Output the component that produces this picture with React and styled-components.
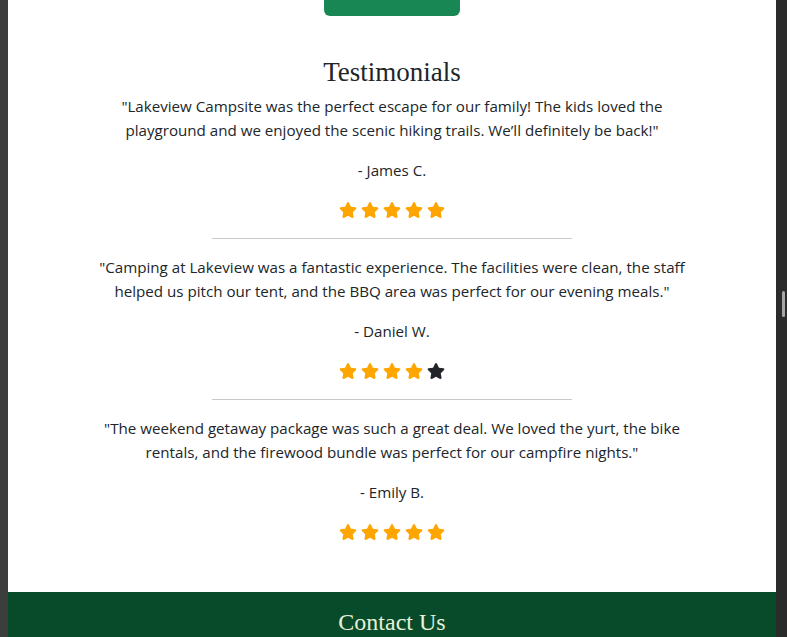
import React from "react";
import styled, { createGlobalStyle } from "styled-components";
import { FaStar } from "react-icons/fa";

const testimonials = [
  {
    quote:
      "\"Lakeview Campsite was the perfect escape for our family! The kids loved the playground and we enjoyed the scenic hiking trails. We\u2019ll definitely be back!\"",
    name: "- James C.",
    rating: 5,
  },
  {
    quote:
      "\"Camping at Lakeview was a fantastic experience. The facilities were clean, the staff helped us pitch our tent, and the BBQ area was perfect for our evening meals.\"",
    name: "- Daniel W.",
    rating: 4,
  },
  {
    quote:
      "\"The weekend getaway package was such a great deal. We loved the yurt, the bike rentals, and the firewood bundle was perfect for our campfire nights.\"",
    name: "- Emily B.",
    rating: 5,
  },
];

export default function App() {
  return (
    <>
      <GlobalStyle />
      <Frame>
        <LeftEdge />
        <Page>
          <Main>
            <BookButton />
            <Heading>Testimonials</Heading>
            <List>
              {testimonials.map((t, i) => (
                <React.Fragment key={t.name}>
                  {i > 0 && <Divider />}
                  <Card>
                    <Quote>{t.quote}</Quote>
                    <Name>{t.name}</Name>
                    <Stars>
                      {[0, 1, 2, 3, 4].map((n) => (
                        <Star key={n} $on={n < t.rating} />
                      ))}
                    </Stars>
                  </Card>
                </React.Fragment>
              ))}
            </List>
          </Main>
          <Footer>
            <FooterTitle>Contact Us</FooterTitle>
          </Footer>
        </Page>
        <ScrollTrack>
          <Thumb />
        </ScrollTrack>
      </Frame>
    </>
  );
}

const GlobalStyle = createGlobalStyle`
  html, body { margin: 0; padding: 0; }
  body {
    font-family: "Open Sans", "Noto Sans", sans-serif;
    color: #212529;
    background: #fff;
  }
`;

const Frame = styled.div`
  display: flex;
  height: 100vh;
  overflow: hidden;
`;

const LeftEdge = styled.div`
  width: 8px;
  flex-shrink: 0;
  background: #3d3d3d;
`;

const ScrollTrack = styled.div`
  width: 11px;
  flex-shrink: 0;
  background: #2b2b2b;
  display: flex;
  flex-direction: column;
  align-items: flex-end;
  padding: 291px 2px 0 0;
  box-sizing: border-box;
`;

const Thumb = styled.div`
  width: 3px;
  height: 26px;
  border-radius: 2px;
  background: #a6a6a6;
`;

const Page = styled.div`
  flex: 1;
  display: flex;
  flex-direction: column;
  background: #fff;
`;

const Main = styled.section`
  display: flex;
  flex-direction: column;
  align-items: center;
  padding-bottom: 48px;
`;

const BookButton = styled.div`
  width: 136px;
  height: 16px;
  background: #198754;
  border-radius: 0 0 6px 6px;
`;

const Heading = styled.h2`
  margin: 40px 0 6px;
  font-family: "Liberation Serif", serif;
  font-weight: 400;
  font-size: 27px;
  line-height: 32px;
  color: #212529;
`;

const List = styled.div`
  width: 600px;
  display: flex;
  flex-direction: column;
  align-items: center;
`;

const Card = styled.div`
  display: flex;
  flex-direction: column;
  align-items: center;
  text-align: center;
`;

const Quote = styled.p`
  margin: 0 0 16px;
  font-size: 15.15px;
  line-height: 24px;
`;

const Name = styled.p`
  margin: 0 0 16px;
  font-size: 15.15px;
  line-height: 24px;
`;

const Stars = styled.div`
  display: flex;
  gap: 4px;
  height: 24px;
  align-items: center;
`;

const Star = styled(FaStar)`
  width: 18px;
  height: 18px;
  color: ${(p) => (p.$on ? "#ffa500" : "#212529")};
`;

const Divider = styled.hr`
  width: 360px;
  margin: 16px 0;
  border: 0;
  border-top: 1px solid #c8c8c8;
`;

const Footer = styled.footer`
  flex: 1;
  background: #084b2a;
  display: flex;
  justify-content: center;
  padding-top: 16px;
`;

const FooterTitle = styled.h2`
  margin: 0;
  font-family: "Liberation Serif", serif;
  font-weight: 400;
  font-size: 24px;
  line-height: 28px;
  color: #e6f2d8;
`;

_ _ _ _ _ _ _

INSTRUCTIONS FOR THE TASK:
Ignore the images and quote every line of the listing exactly.

RESPONSE TO THE EXERCISE:
Output the component that produces this picture with React and styled-components.
import React from "react";
import styled, { createGlobalStyle } from "styled-components";
import { FaStar } from "react-icons/fa";

const testimonials = [
  {
    quote:
      "\"Lakeview Campsite was the perfect escape for our family! The kids loved the playground and we enjoyed the scenic hiking trails. We\u2019ll definitely be back!\"",
    name: "- James C.",
    rating: 5,
  },
  {
    quote:
      "\"Camping at Lakeview was a fantastic experience. The facilities were clean, the staff helped us pitch our tent, and the BBQ area was perfect for our evening meals.\"",
    name: "- Daniel W.",
    rating: 4,
  },
  {
    quote:
      "\"The weekend getaway package was such a great deal. We loved the yurt, the bike rentals, and the firewood bundle was perfect for our campfire nights.\"",
    name: "- Emily B.",
    rating: 5,
  },
];

export default function App() {
  return (
    <>
      <GlobalStyle />
      <Frame>
        <LeftEdge />
        <Page>
          <Main>
            <BookButton />
            <Heading>Testimonials</Heading>
            <List>
              {testimonials.map((t, i) => (
                <React.Fragment key={t.name}>
                  {i > 0 && <Divider />}
                  <Card>
                    <Quote>{t.quote}</Quote>
                    <Name>{t.name}</Name>
                    <Stars>
                      {[0, 1, 2, 3, 4].map((n) => (
                        <Star key={n} $on={n < t.rating} />
                      ))}
                    </Stars>
                  </Card>
                </React.Fragment>
              ))}
            </List>
          </Main>
          <Footer>
            <FooterTitle>Contact Us</FooterTitle>
          </Footer>
        </Page>
        <ScrollTrack>
          <Thumb />
        </ScrollTrack>
      </Frame>
    </>
  );
}

const GlobalStyle = createGlobalStyle`
  html, body { margin: 0; padding: 0; }
  body {
    font-family: "Open Sans", "Noto Sans", sans-serif;
    color: #212529;
    background: #fff;
  }
`;

const Frame = styled.div`
  display: flex;
  height: 100vh;
  overflow: hidden;
`;

const LeftEdge = styled.div`
  width: 8px;
  flex-shrink: 0;
  background: #3d3d3d;
`;

const ScrollTrack = styled.div`
  width: 11px;
  flex-shrink: 0;
  background: #2b2b2b;
  display: flex;
  flex-direction: column;
  align-items: flex-end;
  padding: 291px 2px 0 0;
  box-sizing: border-box;
`;

const Thumb = styled.div`
  width: 3px;
  height: 26px;
  border-radius: 2px;
  background: #a6a6a6;
`;

const Page = styled.div`
  flex: 1;
  display: flex;
  flex-direction: column;
  background: #fff;
`;

const Main = styled.section`
  display: flex;
  flex-direction: column;
  align-items: center;
  padding-bottom: 48px;
`;

const BookButton = styled.div`
  width: 136px;
  height: 16px;
  background: #198754;
  border-radius: 0 0 6px 6px;
`;

const Heading = styled.h2`
  margin: 40px 0 6px;
  font-family: "Liberation Serif", serif;
  font-weight: 400;
  font-size: 27px;
  line-height: 32px;
  color: #212529;
`;

const List = styled.div`
  width: 600px;
  display: flex;
  flex-direction: column;
  align-items: center;
`;

const Card = styled.div`
  display: flex;
  flex-direction: column;
  align-items: center;
  text-align: center;
`;

const Quote = styled.p`
  margin: 0 0 16px;
  font-size: 15.15px;
  line-height: 24px;
`;

const Name = styled.p`
  margin: 0 0 16px;
  font-size: 15.15px;
  line-height: 24px;
`;

const Stars = styled.div`
  display: flex;
  gap: 4px;
  height: 24px;
  align-items: center;
`;

const Star = styled(FaStar)`
  width: 18px;
  height: 18px;
  color: ${(p) => (p.$on ? "#ffa500" : "#212529")};
`;

const Divider = styled.hr`
  width: 360px;
  margin: 16px 0;
  border: 0;
  border-top: 1px solid #c8c8c8;
`;

const Footer = styled.footer`
  flex: 1;
  background: #084b2a;
  display: flex;
  justify-content: center;
  padding-top: 16px;
`;

const FooterTitle = styled.h2`
  margin: 0;
  font-family: "Liberation Serif", serif;
  font-weight: 400;
  font-size: 24px;
  line-height: 28px;
  color: #e6f2d8;
`;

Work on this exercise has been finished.